Data ::
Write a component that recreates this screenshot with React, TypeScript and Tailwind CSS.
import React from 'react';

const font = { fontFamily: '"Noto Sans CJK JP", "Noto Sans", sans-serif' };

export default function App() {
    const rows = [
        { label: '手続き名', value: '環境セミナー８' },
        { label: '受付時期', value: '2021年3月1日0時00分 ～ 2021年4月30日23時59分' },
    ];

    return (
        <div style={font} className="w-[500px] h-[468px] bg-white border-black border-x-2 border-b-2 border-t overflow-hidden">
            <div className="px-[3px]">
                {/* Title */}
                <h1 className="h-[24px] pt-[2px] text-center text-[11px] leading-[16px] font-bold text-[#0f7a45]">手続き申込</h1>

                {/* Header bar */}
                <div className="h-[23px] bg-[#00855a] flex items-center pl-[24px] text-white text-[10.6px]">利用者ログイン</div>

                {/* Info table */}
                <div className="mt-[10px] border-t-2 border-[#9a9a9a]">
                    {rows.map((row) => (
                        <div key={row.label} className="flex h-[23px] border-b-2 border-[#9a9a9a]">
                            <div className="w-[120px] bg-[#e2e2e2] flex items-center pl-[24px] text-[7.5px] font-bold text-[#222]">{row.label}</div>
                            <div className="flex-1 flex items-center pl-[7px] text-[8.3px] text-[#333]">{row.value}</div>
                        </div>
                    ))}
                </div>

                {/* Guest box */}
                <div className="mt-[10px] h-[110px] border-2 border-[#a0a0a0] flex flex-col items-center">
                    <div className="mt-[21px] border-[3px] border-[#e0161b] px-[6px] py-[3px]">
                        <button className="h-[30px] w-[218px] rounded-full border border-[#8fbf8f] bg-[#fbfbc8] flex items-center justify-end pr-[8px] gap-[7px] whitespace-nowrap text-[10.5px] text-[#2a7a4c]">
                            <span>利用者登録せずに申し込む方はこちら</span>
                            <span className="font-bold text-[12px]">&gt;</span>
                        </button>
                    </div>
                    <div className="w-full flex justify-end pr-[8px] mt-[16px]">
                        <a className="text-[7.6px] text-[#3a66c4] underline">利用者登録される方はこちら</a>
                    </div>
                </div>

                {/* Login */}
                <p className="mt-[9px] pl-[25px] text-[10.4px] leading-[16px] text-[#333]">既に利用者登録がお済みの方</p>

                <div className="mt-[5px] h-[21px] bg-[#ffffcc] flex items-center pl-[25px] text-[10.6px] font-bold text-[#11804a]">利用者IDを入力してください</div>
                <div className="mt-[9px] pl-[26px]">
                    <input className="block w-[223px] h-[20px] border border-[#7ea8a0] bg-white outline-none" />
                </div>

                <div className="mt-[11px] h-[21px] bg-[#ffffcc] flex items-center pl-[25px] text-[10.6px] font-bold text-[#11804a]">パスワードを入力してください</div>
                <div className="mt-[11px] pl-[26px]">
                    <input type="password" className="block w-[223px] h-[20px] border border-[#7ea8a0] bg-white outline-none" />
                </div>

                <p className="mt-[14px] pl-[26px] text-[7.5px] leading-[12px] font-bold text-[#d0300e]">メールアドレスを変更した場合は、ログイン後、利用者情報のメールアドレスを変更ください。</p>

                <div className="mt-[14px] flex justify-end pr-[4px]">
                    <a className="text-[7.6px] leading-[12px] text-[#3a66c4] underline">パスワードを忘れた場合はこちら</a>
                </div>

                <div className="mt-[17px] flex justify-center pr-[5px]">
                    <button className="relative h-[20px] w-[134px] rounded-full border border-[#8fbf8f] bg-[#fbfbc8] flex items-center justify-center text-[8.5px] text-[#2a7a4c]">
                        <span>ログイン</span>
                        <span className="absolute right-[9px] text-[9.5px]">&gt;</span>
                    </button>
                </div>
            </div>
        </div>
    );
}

The problem :: Write each line above out exactly.

Exercise answer ::
Write a component that recreates this screenshot with React, TypeScript and Tailwind CSS.
import React from 'react';

const font = { fontFamily: '"Noto Sans CJK JP", "Noto Sans", sans-serif' };

export default function App() {
    const rows = [
        { label: '手続き名', value: '環境セミナー８' },
        { label: '受付時期', value: '2021年3月1日0時00分 ～ 2021年4月30日23時59分' },
    ];

    return (
        <div style={font} className="w-[500px] h-[468px] bg-white border-black border-x-2 border-b-2 border-t overflow-hidden">
            <div className="px-[3px]">
                {/* Title */}
                <h1 className="h-[24px] pt-[2px] text-center text-[11px] leading-[16px] font-bold text-[#0f7a45]">手続き申込</h1>

                {/* Header bar */}
                <div className="h-[23px] bg-[#00855a] flex items-center pl-[24px] text-white text-[10.6px]">利用者ログイン</div>

                {/* Info table */}
                <div className="mt-[10px] border-t-2 border-[#9a9a9a]">
                    {rows.map((row) => (
                        <div key={row.label} className="flex h-[23px] border-b-2 border-[#9a9a9a]">
                            <div className="w-[120px] bg-[#e2e2e2] flex items-center pl-[24px] text-[7.5px] font-bold text-[#222]">{row.label}</div>
                            <div className="flex-1 flex items-center pl-[7px] text-[8.3px] text-[#333]">{row.value}</div>
                        </div>
                    ))}
                </div>

                {/* Guest box */}
                <div className="mt-[10px] h-[110px] border-2 border-[#a0a0a0] flex flex-col items-center">
                    <div className="mt-[21px] border-[3px] border-[#e0161b] px-[6px] py-[3px]">
                        <button className="h-[30px] w-[218px] rounded-full border border-[#8fbf8f] bg-[#fbfbc8] flex items-center justify-end pr-[8px] gap-[7px] whitespace-nowrap text-[10.5px] text-[#2a7a4c]">
                            <span>利用者登録せずに申し込む方はこちら</span>
                            <span className="font-bold text-[12px]">&gt;</span>
                        </button>
                    </div>
                    <div className="w-full flex justify-end pr-[8px] mt-[16px]">
                        <a className="text-[7.6px] text-[#3a66c4] underline">利用者登録される方はこちら</a>
                    </div>
                </div>

                {/* Login */}
                <p className="mt-[9px] pl-[25px] text-[10.4px] leading-[16px] text-[#333]">既に利用者登録がお済みの方</p>

                <div className="mt-[5px] h-[21px] bg-[#ffffcc] flex items-center pl-[25px] text-[10.6px] font-bold text-[#11804a]">利用者IDを入力してください</div>
                <div className="mt-[9px] pl-[26px]">
                    <input className="block w-[223px] h-[20px] border border-[#7ea8a0] bg-white outline-none" />
                </div>

                <div className="mt-[11px] h-[21px] bg-[#ffffcc] flex items-center pl-[25px] text-[10.6px] font-bold text-[#11804a]">パスワードを入力してください</div>
                <div className="mt-[11px] pl-[26px]">
                    <input type="password" className="block w-[223px] h-[20px] border border-[#7ea8a0] bg-white outline-none" />
                </div>

                <p className="mt-[14px] pl-[26px] text-[7.5px] leading-[12px] font-bold text-[#d0300e]">メールアドレスを変更した場合は、ログイン後、利用者情報のメールアドレスを変更ください。</p>

                <div className="mt-[14px] flex justify-end pr-[4px]">
                    <a className="text-[7.6px] leading-[12px] text-[#3a66c4] underline">パスワードを忘れた場合はこちら</a>
                </div>

                <div className="mt-[17px] flex justify-center pr-[5px]">
                    <button className="relative h-[20px] w-[134px] rounded-full border border-[#8fbf8f] bg-[#fbfbc8] flex items-center justify-center text-[8.5px] text-[#2a7a4c]">
                        <span>ログイン</span>
                        <span className="absolute right-[9px] text-[9.5px]">&gt;</span>
                    </button>
                </div>
            </div>
        </div>
    );
}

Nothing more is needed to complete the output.